Umumnya seluruh peserta mengharapkan, mereka dapat memperoleh ilmu tentang audio visual (video) hingga bisa memproduksi video sendiri dan dapat digunakan sebagai sarana untuk menyampaikan pesan atau sososialisasi kepada masyarakat.
Sesi berikutnya peserta mendapat materi tentang dasar-dasar video dan video dokumenter serta membuat naskah video yang difasilitasi oleh Erlan, praktisi video dokumenter. Selanjurnya, peserta dibekali dengan materi pengenalan kamera, teknik-teknik shooting dan praktek shooting, kemudian hasil shooting yang dilakukan secara berkelompok di evaluasi bersama-sama di ruangan, sesi ini difasilitasi oleh Didit Haryadi, kameramen yang berpengalaman di video dokumenter maupun TV.
Sesi malam, peserta belajar lighting, dengan praktek langsung menggunakan lampu-lampu dan perlengkapan lain yang telah disediakan. Dilanjutkan dengan pembagian tim produksi, masing-masing tim kemudian berdiskusi membahas alur video (naskah) yang akan digunakan sebagai panduan shooting esok hari. Alur cerita dibuat berdasarkan gambaran wilayah secara ringkas, yang dibagikan kepada peserta.

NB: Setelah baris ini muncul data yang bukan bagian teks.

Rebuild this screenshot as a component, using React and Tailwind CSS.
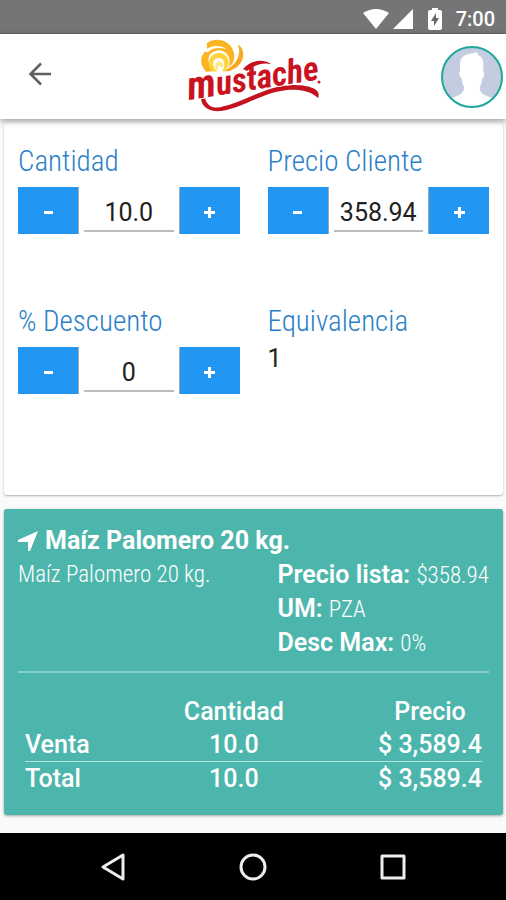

Di hari peserta turun ke lapang untuk melakukan praktek produksi video, yang didampingi langsung oleh para fasilitator atau instruktur. Tiba dilapangan, tim melakukan pengamatan wilayah dan melakukan perbaikan alur cerita sesuai kondisi lapangan yang diamati. Kemudian baru melakukan shooting berdasarkan alur cerita yang telah dibuat. Tim dapat mempraktekkan semua ilmu-ilmu yang telah didapat dalam workshop di hari I.
Peserta umumnya merevisi bahkan merubah total alur cerita yang dibuat, karena dari gambaran wilayah yang diperolah ternyata ada perbedaan dengan kondisi riil yang didapat saat tiba di lapang. Hal ini terjadi karena memang tidak dilakukan survey lapang dahulu oleh peserta. Kegiatan shooting ini dilakukan hingga sore hari, bahkan ada yang hingga malam hari.
Sekembalinya peserta dari lapang, dilakukan evalusi hasil shooting, tentang hambatan, hal-hal yang ditemui, serta kesan-kesannya saat melakukan shooting langsung di lapangan. Kemudian peserta mem-preview hasil di lapang dan membuat logging tape untuk penyempurnaan kembali alur cerita berdasarkan fakta-fakta yang mereka dapat dari lapangan.